Isolate every line in the records below with "code" in it.

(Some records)
------------------------------
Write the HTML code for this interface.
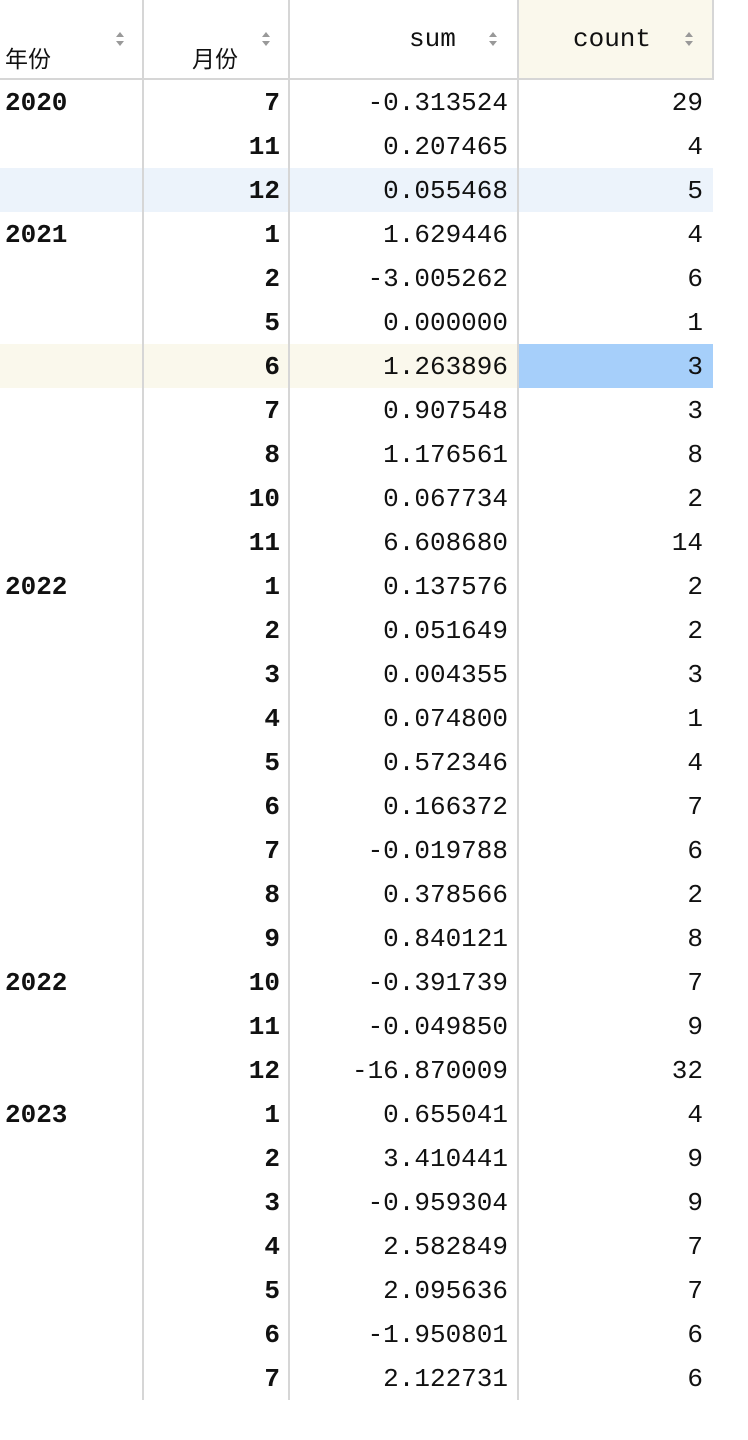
<!DOCTYPE html><html><head><style>
body{margin:0;width:748px;height:1440px;background:#fff;font-family:"Liberation Mono","DejaVu Sans Mono",monospace;font-size:26px;color:#111;position:relative;overflow:hidden}
.vl{position:absolute;top:0;width:2px;background:#d6d6d6;height:1400px}
.hd{position:absolute;top:0;height:78px;border-bottom:2px solid #d6d6d6}
.r{position:absolute;left:0;width:713px;height:44px}
.c{position:absolute;top:1px;height:44px;line-height:44px;white-space:pre}
.arr{position:absolute;width:9px;height:14px}
.arr:before,.arr:after{content:"";position:absolute;left:0;border-left:4px solid transparent;border-right:4px solid transparent}
.arr:before{top:0;border-bottom:5px solid #999}
.arr:after{bottom:0;border-top:5px solid #999}
</style></head><body>
<div class="hd" style="left:0;width:713px"></div>
<div style="position:absolute;left:519px;top:0;width:194px;height:78px;background:#faf8ec"></div>
<div style="position:absolute;left:5px;top:40px;font-family:'Noto Sans CJK SC',sans-serif;font-size:23px">年份</div>
<div style="position:absolute;left:192px;top:40px;font-family:'Noto Sans CJK SC',sans-serif;font-size:23px">月份</div>
<div style="position:absolute;left:409px;top:24px">sum</div>
<div style="position:absolute;left:573px;top:24px">count</div>
<div class="arr" style="left:116px;top:32px"></div>
<div class="arr" style="left:262px;top:32px"></div>
<div class="arr" style="left:489px;top:32px"></div>
<div class="arr" style="left:685px;top:32px"></div>
<div style="position:absolute;left:0;top:168px;width:713px;height:44px;background:#ecf3fb"></div>
<div style="position:absolute;left:0;top:344px;width:519px;height:44px;background:#faf8ec"></div>
<div style="position:absolute;left:519px;top:344px;width:194px;height:44px;background:#a6cffa"></div>
<div class="vl" style="left:142px"></div><div class="vl" style="left:288px"></div><div class="vl" style="left:517px"></div><div class="vl" style="left:712px;height:80px"></div>
<div id="rows"></div>
<script>
var d=[["2020",7,"-0.313524",29],["",11,"0.207465",4],["",12,"0.055468",5],["2021",1,"1.629446",4],["",2,"-3.005262",6],["",5,"0.000000",1],["",6,"1.263896",3],["",7,"0.907548",3],["",8,"1.176561",8],["",10,"0.067734",2],["",11,"6.608680",14],["2022",1,"0.137576",2],["",2,"0.051649",2],["",3,"0.004355",3],["",4,"0.074800",1],["",5,"0.572346",4],["",6,"0.166372",7],["",7,"-0.019788",6],["",8,"0.378566",2],["",9,"0.840121",8],["2022",10,"-0.391739",7],["",11,"-0.049850",9],["",12,"-16.870009",32],["2023",1,"0.655041",4],["",2,"3.410441",9],["",3,"-0.959304",9],["",4,"2.582849",7],["",5,"2.095636",7],["",6,"-1.950801",6],["",7,"2.122731",6]];
var h="";d.forEach(function(r,i){var t=80+i*44;h+='<div class="r" style="top:'+t+'px"><div class="c" style="left:5px;font-weight:bold">'+r[0]+'</div><div class="c" style="right:433px;font-weight:bold">'+r[1]+'</div><div class="c" style="right:205px">'+r[2]+'</div><div class="c" style="right:10px">'+r[3]+'</div></div>';});
document.getElementById("rows").innerHTML=h;
</script>
</body></html>
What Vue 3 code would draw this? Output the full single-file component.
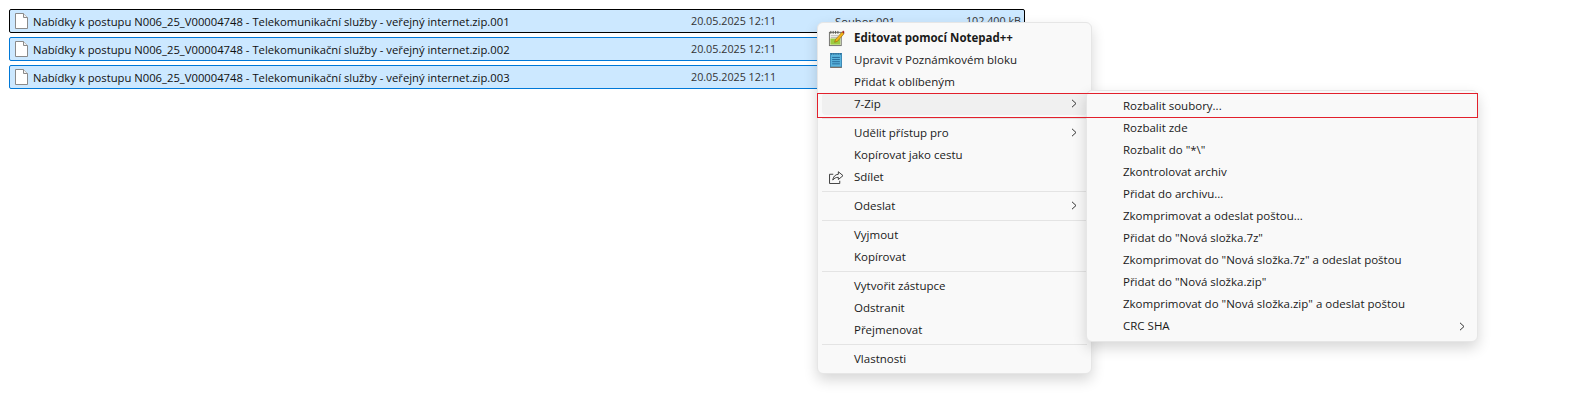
<script setup>
const rows = ['001', '002', '003'];
const name = 'Nabídky k postupu N006_25_V00004748 - Telekomunikační služby - veřejný internet.zip.';
const mainMenu = [
  { label: 'Editovat pomocí Notepad++', icon: 'npp', bold: true },
  { label: 'Upravit v Poznámkovém bloku', icon: 'note' },
  { label: 'Přidat k oblíbeným' },
  { label: '7-Zip', sub: true, active: true },
  { sep: true },
  { label: 'Udělit přístup pro', sub: true },
  { label: 'Kopírovat jako cestu' },
  { label: 'Sdílet', icon: 'share' },
  { sep: true },
  { label: 'Odeslat', sub: true },
  { sep: true },
  { label: 'Vyjmout' },
  { label: 'Kopírovat' },
  { sep: true },
  { label: 'Vytvořit zástupce' },
  { label: 'Odstranit' },
  { label: 'Přejmenovat' },
  { sep: true },
  { label: 'Vlastnosti' },
];
const subMenu = [
  { label: 'Rozbalit soubory...' },
  { label: 'Rozbalit zde' },
  { label: 'Rozbalit do "*\\"' },
  { label: 'Zkontrolovat archiv' },
  { label: 'Přidat do archivu...' },
  { label: 'Zkomprimovat a odeslat poštou...' },
  { label: 'Přidat do "Nová složka.7z"' },
  { label: 'Zkomprimovat do "Nová složka.7z" a odeslat poštou' },
  { label: 'Přidat do "Nová složka.zip"' },
  { label: 'Zkomprimovat do "Nová složka.zip" a odeslat poštou' },
  { label: 'CRC SHA', sub: true },
];
</script>

<template>
  <div class="page">
    <div class="list">
      <div v-for="(r, i) in rows" :key="r" class="row" :class="{ focused: i === 0 }">
        <svg class="file" width="13" height="16" viewBox="0 0 13 16">
          <path d="M.5.5h8l4 4v11H.5z" fill="#fff" stroke="#8a8a8a" />
          <path d="M8.5.5v4h4" fill="#f2f2f2" stroke="#8a8a8a" />
        </svg>
        <span class="name">{{ name + r }}</span>
        <span class="date">20.05.2025 12:11</span>
        <template v-if="i === 0">
          <span class="type">Soubor {{ r }}</span>
          <span class="size">102 400 kB</span>
        </template>
      </div>
    </div>

    <div class="menu main">
      <template v-for="(m, i) in mainMenu" :key="i">
        <div v-if="m.sep" class="sep"></div>
        <div v-else class="item" :class="{ active: m.active, bold: m.bold }">
          <span class="ico">
            <svg v-if="m.icon === 'npp'" width="17" height="17" viewBox="0 0 18 18">
              <rect x="1.500" y="2.500" width="12.500" height="14" fill="#f4f4ee" stroke="#6f6f6a" />
              <rect x="2.500" y="9" width="10.500" height="6.500" fill="#9ccb3f" />
              <path d="M3 1v3M5.500 1v3M8 1v3M10.500 1v3" stroke="#55554f" />
              <path d="M3 6h8M3 8h7" stroke="#b9b9b0" />
              <path d="M7 13l1-3 7-8 2 2-7 8z" fill="#f2b416" stroke="#8a5a0a" stroke-width=".6" />
              <path d="M15 2l1-1.500 1.500 1.500-1 2z" fill="#a3201d" />
            </svg>
            <svg v-else-if="m.icon === 'note'" width="12" height="16" viewBox="0 0 14 18">
              <rect x=".5" y="1.500" width="13" height="16" fill="#5ab4dd" stroke="#2f7fb0" />
              <path d="M2 1v2M4.500 1v2M7 1v2M9.500 1v2M12 1v2" stroke="#26567a" />
              <path d="M2.500 6h9M2.500 8.500h9M2.500 11h9M2.500 13.500h9" stroke="#1e5f8f" />
              <path d="M.5 17.500h13" stroke="#8a5a3a" />
            </svg>
            <svg v-else-if="m.icon === 'share'" width="15" height="13" viewBox="0 0 16 14" fill="none" stroke="#333" stroke-width="1">
              <path d="M4.500 3.500H.5v10h11v-3" />
              <path d="M10 .8l5 4.200-5 4.200V6.800c-2.500 0-4.500.8-6 3 .3-3.500 2.500-6 6-6.300z" />
            </svg>
          </span>
          <span class="label">{{ m.label }}</span>
          <svg v-if="m.sub" class="chev" width="6" height="9" viewBox="0 0 6 9" fill="none" stroke="#333" stroke-width="1">
            <path d="M1 .8l4 3.700-4 3.700" />
          </svg>
        </div>
      </template>
    </div>

    <div class="menu second">
      <div v-for="(m, i) in subMenu" :key="i" class="item">
        <span class="label">{{ m.label }}</span>
        <svg v-if="m.sub" class="chev" width="6" height="9" viewBox="0 0 6 9" fill="none" stroke="#333" stroke-width="1">
          <path d="M1 .8l4 3.700-4 3.700" />
        </svg>
      </div>
    </div>

    <div class="redbox"></div>
  </div>
</template>

<style>
html, body { margin: 0; background: #fff; }
</style>

<style scoped>
.page {
  position: relative;
  width: 1582px;
  height: 403px;
  overflow: hidden;
  background: #fff;
  font-family: "Open Sans", "Noto Sans", sans-serif;
  font-size: 11.5px;
  color: #1a1a1a;
}
.list {
  display: flex;
  flex-direction: column;
  gap: 4px;
  width: 1016px;
  padding: 9px 0 0 9px;
}
.row {
  display: flex;
  align-items: center;
  height: 24px;
  box-sizing: border-box;
  background: #cce8ff;
  border: 1px solid #0078d7;
  border-radius: 2px;
  color: #101010;
  font-size: 11.25px;
}
.row.focused { border-color: #000; }
.file { margin: 0 5px; flex: none; }
.name { width: 658px; white-space: nowrap; flex: none; }
.date { width: 144px; flex: none; color: #333; font-size: 10.75px; }
.type { flex: none; color: #333; }
.size { margin-left: auto; margin-right: 3px; flex: none; color: #333; white-space: nowrap; font-size: 10.75px; }

.menu {
  position: absolute;
  box-sizing: border-box;
  background: #f9f9f9;
  border: 1px solid #e6e6e6;
  border-radius: 6px;
  box-shadow: 0 6px 14px rgba(0, 0, 0, 0.16);
}
.main {
  left: 817px;
  top: 22px;
  width: 275px;
  height: 352px;
  padding: 4px;
}
.second {
  left: 1086px;
  top: 90px;
  width: 392px;
  height: 252px;
  padding: 5px 4px 4px 4px;
}
.item {
  display: flex;
  align-items: center;
  height: 22px;
  border-radius: 4px;
  position: relative;
}
.item.active { background: #f0f0f0; }
.item.bold .label { font-weight: 700; }
.main .ico {
  box-sizing: border-box;
  width: 32px;
  padding-right: 4px;
  flex: none;
  display: flex;
  justify-content: center;
  align-items: center;
}
.second .label { margin-left: 32px; padding-bottom: 3px; }
.main .label { padding-bottom: 2px; }
.label { white-space: nowrap; color: #1a1a1a; }
.chev { position: absolute; right: 10px; top: 6px; }
.second .chev { right: 8px; }
.sep {
  height: 1px;
  margin: 3px 0;
  background: #e4e4e4;
}
.redbox {
  position: absolute;
  left: 817px;
  top: 93px;
  width: 661px;
  height: 25px;
  box-sizing: border-box;
  border: 1px solid #e2202c;
}
</style>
------------------------------
**Result for this task:**
Write the HTML code for this interface.
What Vue 3 code would draw this? Output the full single-file component.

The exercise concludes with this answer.